## begin

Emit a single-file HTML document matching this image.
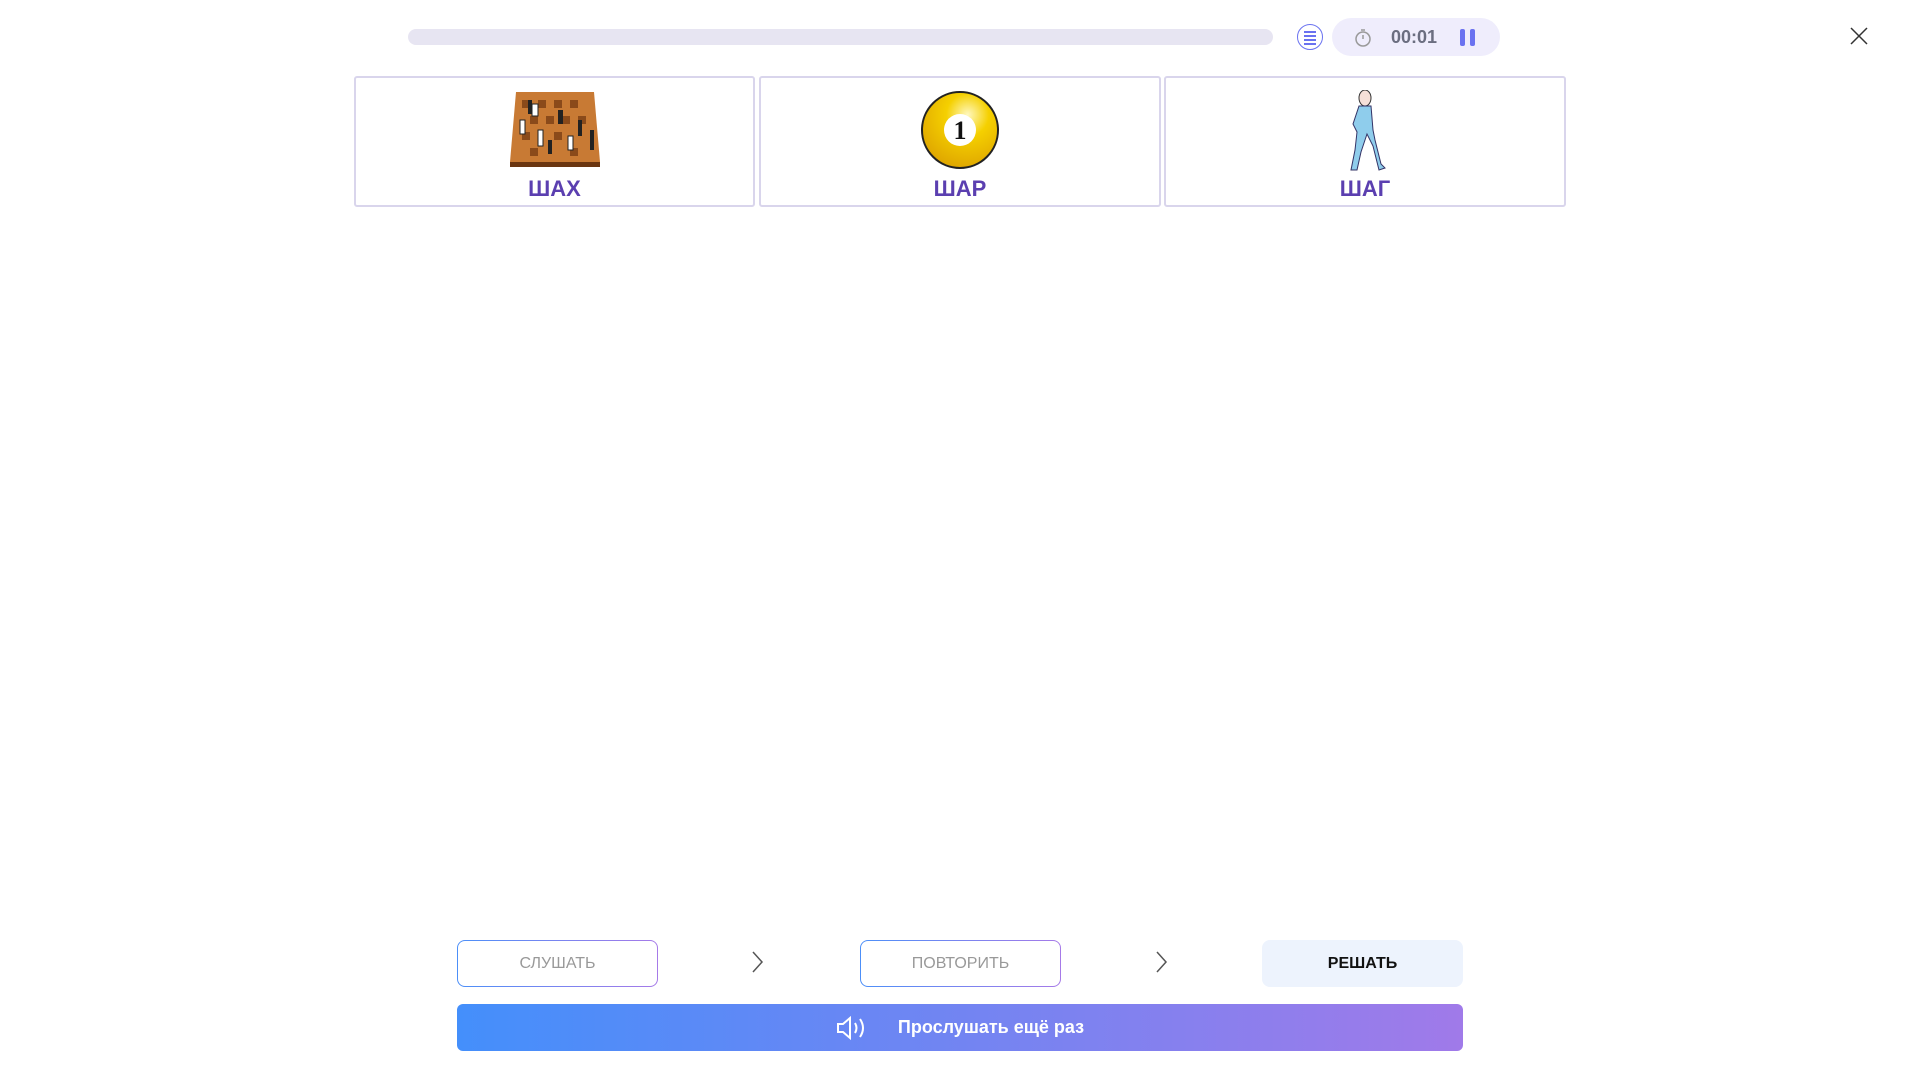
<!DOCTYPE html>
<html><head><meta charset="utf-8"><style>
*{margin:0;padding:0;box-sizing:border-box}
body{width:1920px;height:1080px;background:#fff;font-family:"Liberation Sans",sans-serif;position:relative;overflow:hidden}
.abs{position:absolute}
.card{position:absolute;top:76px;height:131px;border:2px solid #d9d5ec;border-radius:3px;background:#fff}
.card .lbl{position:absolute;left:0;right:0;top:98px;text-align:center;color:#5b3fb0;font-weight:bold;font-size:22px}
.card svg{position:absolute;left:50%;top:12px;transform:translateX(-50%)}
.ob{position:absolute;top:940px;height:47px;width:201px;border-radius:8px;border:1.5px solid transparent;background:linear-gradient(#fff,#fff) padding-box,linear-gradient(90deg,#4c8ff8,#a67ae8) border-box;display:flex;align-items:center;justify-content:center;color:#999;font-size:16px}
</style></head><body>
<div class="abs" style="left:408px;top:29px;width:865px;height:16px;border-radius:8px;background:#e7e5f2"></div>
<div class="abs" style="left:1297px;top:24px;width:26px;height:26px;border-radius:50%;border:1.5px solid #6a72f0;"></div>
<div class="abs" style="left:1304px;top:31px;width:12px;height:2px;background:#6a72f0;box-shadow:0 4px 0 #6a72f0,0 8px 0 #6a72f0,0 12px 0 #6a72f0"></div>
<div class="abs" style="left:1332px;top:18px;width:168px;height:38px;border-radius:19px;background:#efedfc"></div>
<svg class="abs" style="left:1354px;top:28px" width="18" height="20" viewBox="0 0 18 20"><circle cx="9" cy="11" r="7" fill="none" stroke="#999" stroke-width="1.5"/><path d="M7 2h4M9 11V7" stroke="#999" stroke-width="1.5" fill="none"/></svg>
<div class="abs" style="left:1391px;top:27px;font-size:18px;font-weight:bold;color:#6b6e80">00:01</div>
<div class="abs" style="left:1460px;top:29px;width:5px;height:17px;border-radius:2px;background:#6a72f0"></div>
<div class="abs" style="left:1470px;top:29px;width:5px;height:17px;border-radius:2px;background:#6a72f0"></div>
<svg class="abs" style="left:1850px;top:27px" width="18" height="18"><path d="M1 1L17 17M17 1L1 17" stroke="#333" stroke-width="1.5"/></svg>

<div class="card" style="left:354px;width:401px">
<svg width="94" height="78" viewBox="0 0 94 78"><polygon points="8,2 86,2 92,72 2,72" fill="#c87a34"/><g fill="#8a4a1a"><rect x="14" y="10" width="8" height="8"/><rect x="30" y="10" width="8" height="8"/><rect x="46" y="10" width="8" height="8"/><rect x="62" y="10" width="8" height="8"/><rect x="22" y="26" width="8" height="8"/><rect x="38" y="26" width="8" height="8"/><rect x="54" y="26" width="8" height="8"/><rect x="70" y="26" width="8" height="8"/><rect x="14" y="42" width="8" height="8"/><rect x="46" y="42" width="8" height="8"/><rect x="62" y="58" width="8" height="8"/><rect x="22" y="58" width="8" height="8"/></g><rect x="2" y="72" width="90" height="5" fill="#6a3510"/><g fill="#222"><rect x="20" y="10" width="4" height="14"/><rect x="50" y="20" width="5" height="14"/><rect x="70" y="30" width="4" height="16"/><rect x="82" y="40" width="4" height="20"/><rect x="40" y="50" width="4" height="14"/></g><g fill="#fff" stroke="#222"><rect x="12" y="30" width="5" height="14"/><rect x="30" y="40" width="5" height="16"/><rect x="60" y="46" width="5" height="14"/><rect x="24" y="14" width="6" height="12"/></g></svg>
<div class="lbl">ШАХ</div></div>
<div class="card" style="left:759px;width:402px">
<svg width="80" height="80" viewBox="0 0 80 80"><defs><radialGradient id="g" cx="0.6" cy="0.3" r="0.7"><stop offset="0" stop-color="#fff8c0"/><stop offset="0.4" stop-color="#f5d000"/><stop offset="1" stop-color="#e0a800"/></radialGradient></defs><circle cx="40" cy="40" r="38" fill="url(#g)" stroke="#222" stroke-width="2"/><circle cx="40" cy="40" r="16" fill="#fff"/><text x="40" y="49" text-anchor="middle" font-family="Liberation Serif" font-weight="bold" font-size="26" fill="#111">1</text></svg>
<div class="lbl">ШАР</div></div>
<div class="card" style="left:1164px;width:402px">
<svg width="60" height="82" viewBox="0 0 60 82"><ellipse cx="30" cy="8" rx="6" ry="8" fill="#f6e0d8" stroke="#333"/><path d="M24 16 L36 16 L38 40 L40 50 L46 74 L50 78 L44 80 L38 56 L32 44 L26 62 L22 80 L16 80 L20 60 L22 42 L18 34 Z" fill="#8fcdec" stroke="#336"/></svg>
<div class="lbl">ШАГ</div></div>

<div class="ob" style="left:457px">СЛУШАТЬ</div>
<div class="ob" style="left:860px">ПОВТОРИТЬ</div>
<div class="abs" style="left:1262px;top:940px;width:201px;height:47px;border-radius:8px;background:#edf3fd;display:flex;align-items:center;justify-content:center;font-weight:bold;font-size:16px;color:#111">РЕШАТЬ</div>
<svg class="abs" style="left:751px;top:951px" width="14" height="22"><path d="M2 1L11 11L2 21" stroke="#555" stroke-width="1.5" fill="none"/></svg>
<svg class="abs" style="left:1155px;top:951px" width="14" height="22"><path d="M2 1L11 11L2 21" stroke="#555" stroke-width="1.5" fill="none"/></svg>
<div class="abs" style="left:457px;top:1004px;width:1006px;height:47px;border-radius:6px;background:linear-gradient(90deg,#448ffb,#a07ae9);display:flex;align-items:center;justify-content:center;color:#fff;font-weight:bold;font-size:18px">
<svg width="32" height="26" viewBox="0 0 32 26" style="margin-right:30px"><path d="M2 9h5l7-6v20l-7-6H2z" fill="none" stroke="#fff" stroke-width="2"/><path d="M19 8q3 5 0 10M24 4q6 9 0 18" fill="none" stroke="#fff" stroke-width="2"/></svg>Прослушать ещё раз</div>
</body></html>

## end

Reproduce each line exactly as it appears, omitting the pictures.

Emit a single-file HTML document matching this image.
<!DOCTYPE html>
<html><head><meta charset="utf-8"><style>
*{margin:0;padding:0;box-sizing:border-box}
body{width:1920px;height:1080px;background:#fff;font-family:"Liberation Sans",sans-serif;position:relative;overflow:hidden}
.abs{position:absolute}
.card{position:absolute;top:76px;height:131px;border:2px solid #d9d5ec;border-radius:3px;background:#fff}
.card .lbl{position:absolute;left:0;right:0;top:98px;text-align:center;color:#5b3fb0;font-weight:bold;font-size:22px}
.card svg{position:absolute;left:50%;top:12px;transform:translateX(-50%)}
.ob{position:absolute;top:940px;height:47px;width:201px;border-radius:8px;border:1.5px solid transparent;background:linear-gradient(#fff,#fff) padding-box,linear-gradient(90deg,#4c8ff8,#a67ae8) border-box;display:flex;align-items:center;justify-content:center;color:#999;font-size:16px}
</style></head><body>
<div class="abs" style="left:408px;top:29px;width:865px;height:16px;border-radius:8px;background:#e7e5f2"></div>
<div class="abs" style="left:1297px;top:24px;width:26px;height:26px;border-radius:50%;border:1.5px solid #6a72f0;"></div>
<div class="abs" style="left:1304px;top:31px;width:12px;height:2px;background:#6a72f0;box-shadow:0 4px 0 #6a72f0,0 8px 0 #6a72f0,0 12px 0 #6a72f0"></div>
<div class="abs" style="left:1332px;top:18px;width:168px;height:38px;border-radius:19px;background:#efedfc"></div>
<svg class="abs" style="left:1354px;top:28px" width="18" height="20" viewBox="0 0 18 20"><circle cx="9" cy="11" r="7" fill="none" stroke="#999" stroke-width="1.5"/><path d="M7 2h4M9 11V7" stroke="#999" stroke-width="1.5" fill="none"/></svg>
<div class="abs" style="left:1391px;top:27px;font-size:18px;font-weight:bold;color:#6b6e80">00:01</div>
<div class="abs" style="left:1460px;top:29px;width:5px;height:17px;border-radius:2px;background:#6a72f0"></div>
<div class="abs" style="left:1470px;top:29px;width:5px;height:17px;border-radius:2px;background:#6a72f0"></div>
<svg class="abs" style="left:1850px;top:27px" width="18" height="18"><path d="M1 1L17 17M17 1L1 17" stroke="#333" stroke-width="1.5"/></svg>

<div class="card" style="left:354px;width:401px">
<svg width="94" height="78" viewBox="0 0 94 78"><polygon points="8,2 86,2 92,72 2,72" fill="#c87a34"/><g fill="#8a4a1a"><rect x="14" y="10" width="8" height="8"/><rect x="30" y="10" width="8" height="8"/><rect x="46" y="10" width="8" height="8"/><rect x="62" y="10" width="8" height="8"/><rect x="22" y="26" width="8" height="8"/><rect x="38" y="26" width="8" height="8"/><rect x="54" y="26" width="8" height="8"/><rect x="70" y="26" width="8" height="8"/><rect x="14" y="42" width="8" height="8"/><rect x="46" y="42" width="8" height="8"/><rect x="62" y="58" width="8" height="8"/><rect x="22" y="58" width="8" height="8"/></g><rect x="2" y="72" width="90" height="5" fill="#6a3510"/><g fill="#222"><rect x="20" y="10" width="4" height="14"/><rect x="50" y="20" width="5" height="14"/><rect x="70" y="30" width="4" height="16"/><rect x="82" y="40" width="4" height="20"/><rect x="40" y="50" width="4" height="14"/></g><g fill="#fff" stroke="#222"><rect x="12" y="30" width="5" height="14"/><rect x="30" y="40" width="5" height="16"/><rect x="60" y="46" width="5" height="14"/><rect x="24" y="14" width="6" height="12"/></g></svg>
<div class="lbl">ШАХ</div></div>
<div class="card" style="left:759px;width:402px">
<svg width="80" height="80" viewBox="0 0 80 80"><defs><radialGradient id="g" cx="0.6" cy="0.3" r="0.7"><stop offset="0" stop-color="#fff8c0"/><stop offset="0.4" stop-color="#f5d000"/><stop offset="1" stop-color="#e0a800"/></radialGradient></defs><circle cx="40" cy="40" r="38" fill="url(#g)" stroke="#222" stroke-width="2"/><circle cx="40" cy="40" r="16" fill="#fff"/><text x="40" y="49" text-anchor="middle" font-family="Liberation Serif" font-weight="bold" font-size="26" fill="#111">1</text></svg>
<div class="lbl">ШАР</div></div>
<div class="card" style="left:1164px;width:402px">
<svg width="60" height="82" viewBox="0 0 60 82"><ellipse cx="30" cy="8" rx="6" ry="8" fill="#f6e0d8" stroke="#333"/><path d="M24 16 L36 16 L38 40 L40 50 L46 74 L50 78 L44 80 L38 56 L32 44 L26 62 L22 80 L16 80 L20 60 L22 42 L18 34 Z" fill="#8fcdec" stroke="#336"/></svg>
<div class="lbl">ШАГ</div></div>

<div class="ob" style="left:457px">СЛУШАТЬ</div>
<div class="ob" style="left:860px">ПОВТОРИТЬ</div>
<div class="abs" style="left:1262px;top:940px;width:201px;height:47px;border-radius:8px;background:#edf3fd;display:flex;align-items:center;justify-content:center;font-weight:bold;font-size:16px;color:#111">РЕШАТЬ</div>
<svg class="abs" style="left:751px;top:951px" width="14" height="22"><path d="M2 1L11 11L2 21" stroke="#555" stroke-width="1.5" fill="none"/></svg>
<svg class="abs" style="left:1155px;top:951px" width="14" height="22"><path d="M2 1L11 11L2 21" stroke="#555" stroke-width="1.5" fill="none"/></svg>
<div class="abs" style="left:457px;top:1004px;width:1006px;height:47px;border-radius:6px;background:linear-gradient(90deg,#448ffb,#a07ae9);display:flex;align-items:center;justify-content:center;color:#fff;font-weight:bold;font-size:18px">
<svg width="32" height="26" viewBox="0 0 32 26" style="margin-right:30px"><path d="M2 9h5l7-6v20l-7-6H2z" fill="none" stroke="#fff" stroke-width="2"/><path d="M19 8q3 5 0 10M24 4q6 9 0 18" fill="none" stroke="#fff" stroke-width="2"/></svg>Прослушать ещё раз</div>
</body></html>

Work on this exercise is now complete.